— begin Data block —

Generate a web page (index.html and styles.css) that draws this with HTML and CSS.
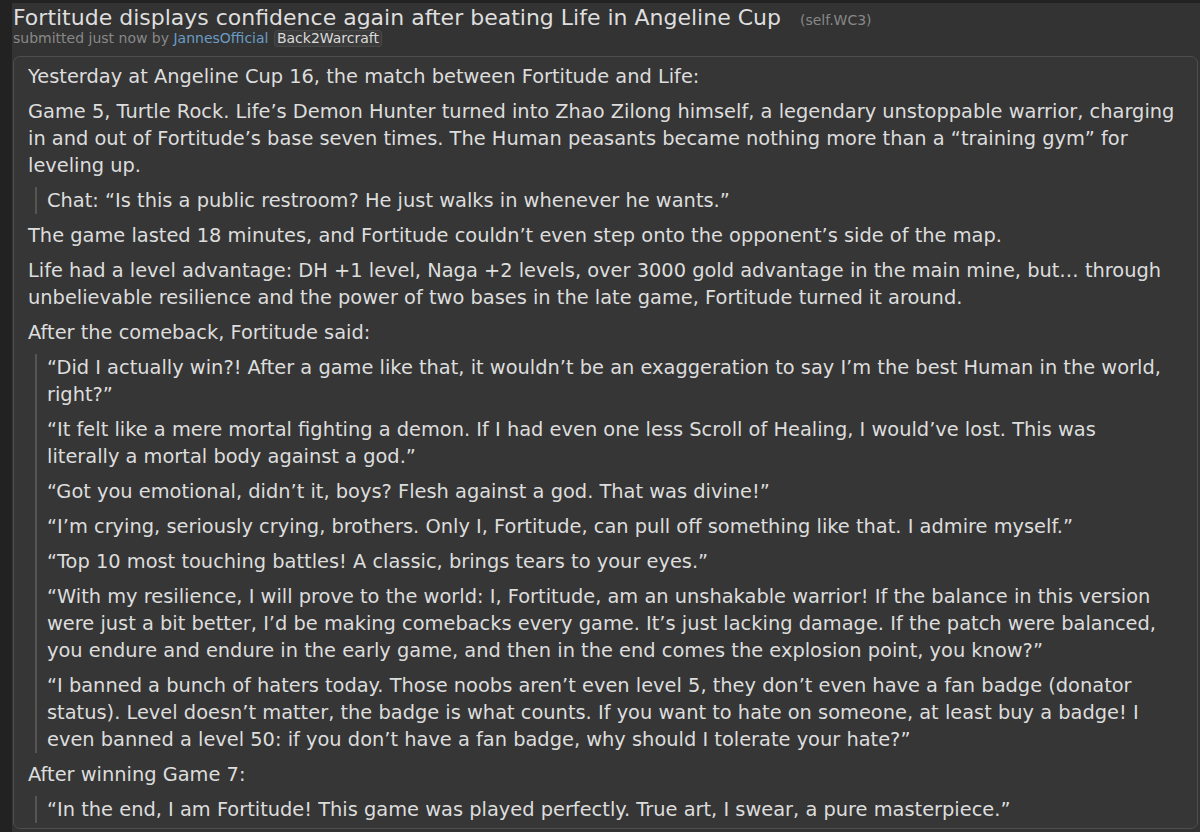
FILE: index.html
```html
<!DOCTYPE html>
<html lang="en">
<head>
<meta charset="utf-8">
<title>Fortitude displays confidence again after beating Life in Angeline Cup</title>
<link rel="stylesheet" href="styles.css">
</head>
<body>
<div class="page">
  <div class="head">
    <p class="title"><a class="title-link">Fortitude displays confidence again after beating Life in Angeline Cup</a> <span class="domain">(self.WC3)</span></p>
    <p class="tagline">submitted just now by <a class="author">JannesOfficial</a> <span class="flair">Back2Warcraft</span></p>
  </div>
  <div class="usertext">
    <p>Yesterday at Angeline Cup 16, the match between Fortitude and Life:</p>
    <p>Game 5, Turtle Rock. Life’s Demon Hunter turned into Zhao Zilong himself, a legendary unstoppable warrior, charging in and out of Fortitude’s base seven times. The Human peasants became nothing more than a “training gym” for leveling up.</p>
    <blockquote>
      <p>Chat: “Is this a public restroom? He just walks in whenever he wants.”</p>
    </blockquote>
    <p>The game lasted 18 minutes, and Fortitude couldn’t even step onto the opponent’s side of the map.</p>
    <p>Life had a level advantage: DH +1 level, Naga +2 levels, over 3000 gold advantage in the main mine, but… through unbelievable resilience and the power of two bases in the late game, Fortitude turned it around.</p>
    <p>After the comeback, Fortitude said:</p>
    <blockquote>
      <p>“Did I actually win?! After a game like that, it wouldn’t be an exaggeration to say I’m the best Human in the world, right?”</p>
      <p>“It felt like a mere mortal fighting a demon. If I had even one less Scroll of Healing, I would’ve lost. This was<br>literally a mortal body against a god.”</p>
      <p>“Got you emotional, didn’t it, boys? Flesh against a god. That was divine!”</p>
      <p>“I’m crying, seriously crying, brothers. Only I, Fortitude, can pull off something like that. I admire myself.”</p>
      <p>“Top 10 most touching battles! A classic, brings tears to your eyes.”</p>
      <p>“With my resilience, I will prove to the world: I, Fortitude, am an unshakable warrior! If the balance in this version were just a bit better, I’d be making comebacks every game. It’s just lacking damage. If the patch were balanced, you endure and endure in the early game, and then in the end comes the explosion point, you know?”</p>
      <p>“I banned a bunch of haters today. Those noobs aren’t even level 5, they don’t even have a fan badge (donator status). Level doesn’t matter, the badge is what counts. If you want to hate on someone, at least buy a badge! I even banned a level 50: if you don’t have a fan badge, why should I tolerate your hate?”</p>
    </blockquote>
    <p>After winning Game 7:</p>
    <blockquote>
      <p>“In the end, I am Fortitude! This game was played perfectly. True art, I swear, a pure masterpiece.”</p>
    </blockquote>
  </div>
</div>
</body>
</html>
```
FILE: styles.css
```css
html, body {
  margin: 0;
  padding: 0;
  background: #222222;
}
body {
  font-family: "DejaVu Sans", Verdana, sans-serif;
  color: #dddddd;
}
.page {
  margin: 3px 0 0 12px;
  background: #333333;
  min-height: calc(100vh - 3px);
  padding: 0 2px 0 1px;
  box-sizing: border-box;
  overflow: hidden;
}
.head {
  padding-top: 1px;
}
.title {
  margin: 0;
  height: 27px;
  font-size: 22px;
  line-height: 27px;
  color: #dddddd;
}
.title-link {
  color: #dedede;
}
.domain {
  font-size: 14px;
  line-height: 14px;
  color: #888888;
  margin-left: 12px;
}
.tagline {
  margin: -1px 0 0;
  height: 17px;
  font-size: 14px;
  line-height: 17px;
  color: #888888;
}
.author {
  color: #6a9cc4;
}
.flair {
  display: inline-block;
  background: #3b3b3b;
  border: 1px solid #474747;
  border-radius: 3px;
  color: #dadada;
  padding: 0 2px;
  line-height: 15px;
  margin-left: 1px;
}
.usertext {
  margin-top: 9px;
  border: 1px solid #4e4e4e;
  border-radius: 7px;
  background: #363636;
  padding: 6px 16px 5px 14px;
  font-size: 19.4px;
  line-height: 27px;
}
.usertext p {
  margin: 8px 0 0;
}
.usertext > p:first-child {
  margin-top: 0;
}
.usertext blockquote {
  margin: 8px 0 0 7px;
  padding-left: 10px;
  border-left: 2px solid #555555;
}
.usertext blockquote p:first-child {
  margin-top: 0;
}
```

— end Data block —

§ Task details
Quote the data above in full, leaving out the pictures it holds.

§ Result for this exercise
Generate a web page (index.html and styles.css) that draws this with HTML and CSS.
FILE: index.html
```html
<!DOCTYPE html>
<html lang="en">
<head>
<meta charset="utf-8">
<title>Fortitude displays confidence again after beating Life in Angeline Cup</title>
<link rel="stylesheet" href="styles.css">
</head>
<body>
<div class="page">
  <div class="head">
    <p class="title"><a class="title-link">Fortitude displays confidence again after beating Life in Angeline Cup</a> <span class="domain">(self.WC3)</span></p>
    <p class="tagline">submitted just now by <a class="author">JannesOfficial</a> <span class="flair">Back2Warcraft</span></p>
  </div>
  <div class="usertext">
    <p>Yesterday at Angeline Cup 16, the match between Fortitude and Life:</p>
    <p>Game 5, Turtle Rock. Life’s Demon Hunter turned into Zhao Zilong himself, a legendary unstoppable warrior, charging in and out of Fortitude’s base seven times. The Human peasants became nothing more than a “training gym” for leveling up.</p>
    <blockquote>
      <p>Chat: “Is this a public restroom? He just walks in whenever he wants.”</p>
    </blockquote>
    <p>The game lasted 18 minutes, and Fortitude couldn’t even step onto the opponent’s side of the map.</p>
    <p>Life had a level advantage: DH +1 level, Naga +2 levels, over 3000 gold advantage in the main mine, but… through unbelievable resilience and the power of two bases in the late game, Fortitude turned it around.</p>
    <p>After the comeback, Fortitude said:</p>
    <blockquote>
      <p>“Did I actually win?! After a game like that, it wouldn’t be an exaggeration to say I’m the best Human in the world, right?”</p>
      <p>“It felt like a mere mortal fighting a demon. If I had even one less Scroll of Healing, I would’ve lost. This was<br>literally a mortal body against a god.”</p>
      <p>“Got you emotional, didn’t it, boys? Flesh against a god. That was divine!”</p>
      <p>“I’m crying, seriously crying, brothers. Only I, Fortitude, can pull off something like that. I admire myself.”</p>
      <p>“Top 10 most touching battles! A classic, brings tears to your eyes.”</p>
      <p>“With my resilience, I will prove to the world: I, Fortitude, am an unshakable warrior! If the balance in this version were just a bit better, I’d be making comebacks every game. It’s just lacking damage. If the patch were balanced, you endure and endure in the early game, and then in the end comes the explosion point, you know?”</p>
      <p>“I banned a bunch of haters today. Those noobs aren’t even level 5, they don’t even have a fan badge (donator status). Level doesn’t matter, the badge is what counts. If you want to hate on someone, at least buy a badge! I even banned a level 50: if you don’t have a fan badge, why should I tolerate your hate?”</p>
    </blockquote>
    <p>After winning Game 7:</p>
    <blockquote>
      <p>“In the end, I am Fortitude! This game was played perfectly. True art, I swear, a pure masterpiece.”</p>
    </blockquote>
  </div>
</div>
</body>
</html>
```
FILE: styles.css
```css
html, body {
  margin: 0;
  padding: 0;
  background: #222222;
}
body {
  font-family: "DejaVu Sans", Verdana, sans-serif;
  color: #dddddd;
}
.page {
  margin: 3px 0 0 12px;
  background: #333333;
  min-height: calc(100vh - 3px);
  padding: 0 2px 0 1px;
  box-sizing: border-box;
  overflow: hidden;
}
.head {
  padding-top: 1px;
}
.title {
  margin: 0;
  height: 27px;
  font-size: 22px;
  line-height: 27px;
  color: #dddddd;
}
.title-link {
  color: #dedede;
}
.domain {
  font-size: 14px;
  line-height: 14px;
  color: #888888;
  margin-left: 12px;
}
.tagline {
  margin: -1px 0 0;
  height: 17px;
  font-size: 14px;
  line-height: 17px;
  color: #888888;
}
.author {
  color: #6a9cc4;
}
.flair {
  display: inline-block;
  background: #3b3b3b;
  border: 1px solid #474747;
  border-radius: 3px;
  color: #dadada;
  padding: 0 2px;
  line-height: 15px;
  margin-left: 1px;
}
.usertext {
  margin-top: 9px;
  border: 1px solid #4e4e4e;
  border-radius: 7px;
  background: #363636;
  padding: 6px 16px 5px 14px;
  font-size: 19.4px;
  line-height: 27px;
}
.usertext p {
  margin: 8px 0 0;
}
.usertext > p:first-child {
  margin-top: 0;
}
.usertext blockquote {
  margin: 8px 0 0 7px;
  padding-left: 10px;
  border-left: 2px solid #555555;
}
.usertext blockquote p:first-child {
  margin-top: 0;
}
```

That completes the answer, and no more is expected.